Suite à l’abrogation par la LFI 2018 de la mesure décidant que la valeur ajoutée répartie entre les territoires serait celle des groupes et non celle des sociétés, les territoires industriels durent tirer un trait sur le bonus de CVAE attendu ( 30Md’euros pour l’Isère par exemple! ). Mais, le problème reste pendant! La version 2018 du rapport que, selon la LFI 2018, le gouvernement est tenu de rendre annuellement sur la CVAE devra traiter d’une modification de ses clefs de répartition à compter de janvier 2019. Sera-t-il donné suite alors au rapport sénatorial Guéné-Raynal de juin 2017 qui propose d’utiliser les deux clefs pondérées pour répartir, non plus la CVAE des sociétés ou groupes multi-sites, mais l’intégralité de la CVAE nationale, ce qui aboutirait à une déterritorialisation partielle de l’impôt ?

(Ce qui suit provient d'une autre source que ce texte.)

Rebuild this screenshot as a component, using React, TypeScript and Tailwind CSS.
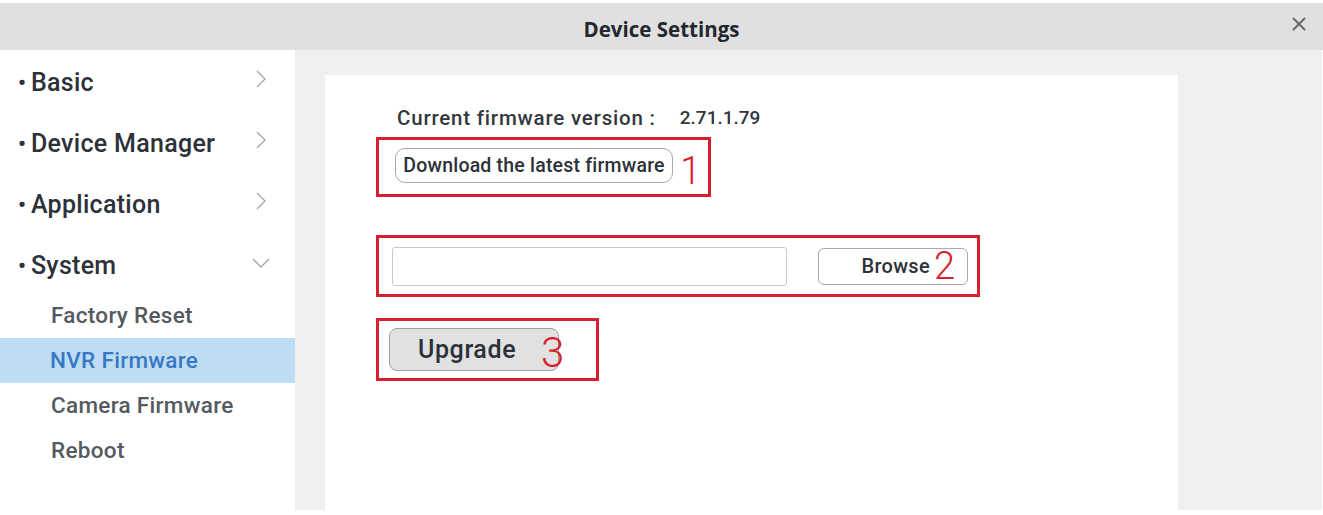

Comment éviter l’optimisation fiscale au sein des groupes? Le taux de CVAE augmentant avec la taille de l’entreprise, certaines n’ont pas hésité à se saucissonner. Mais, la riposte n’a pas tardé. Dès 2011, les sociétés membres de groupes ayant opté pour l’intégration fiscale de l’impôt sur les bénéfices ont dû déterminer leur taux de CVAE au regard du chiffre d’affaires consolidé. En mai 2017, le conseil constitutionnel a censuré cette disposition au motif d’une discrimination entre les groupes ayant opté et ceux qui ne l’ont pas fait. La LFI 2018 a rétabli dès 2018 la consolidation des chiffres d’affaires de référence en l’étendant à tous les groupes éligibles à l’intégration fiscale, qu’ils aient ou non saisi l’option.

Comment réduire la volatilité de la CVAE ? La CVAE connaît des soubresauts sans lien avec les variations de l’économie locale qui en affectent la prévisibilité. Les facteurs de volatilité parasite sont multiples :

1) un effet mathématique d’amplification des variations de croissance économique locale dû aux modalités de règlement de l’impôt,

2) des irrégularités dans les rythmes de paiement des contribuables,

3) l’instabilité de la clef effectifs déclarés par les entreprises,

4) les redressements noyés dans la masse.

Il existerait une solution simple mais rarement évoquée : celle où l’état, au lieu de verser aux collectivités ses encaissements de l’année N-1 ( acomptes N-1 + soldes N-2 ), verserait une campagne complète de CVAE ( acomptes N -2, perçus en N-2 + soldes N-2, perçus en N-1 ) et où il distinguerait les redressements à l’image des rôles supplémentaires des impôts cadastraux.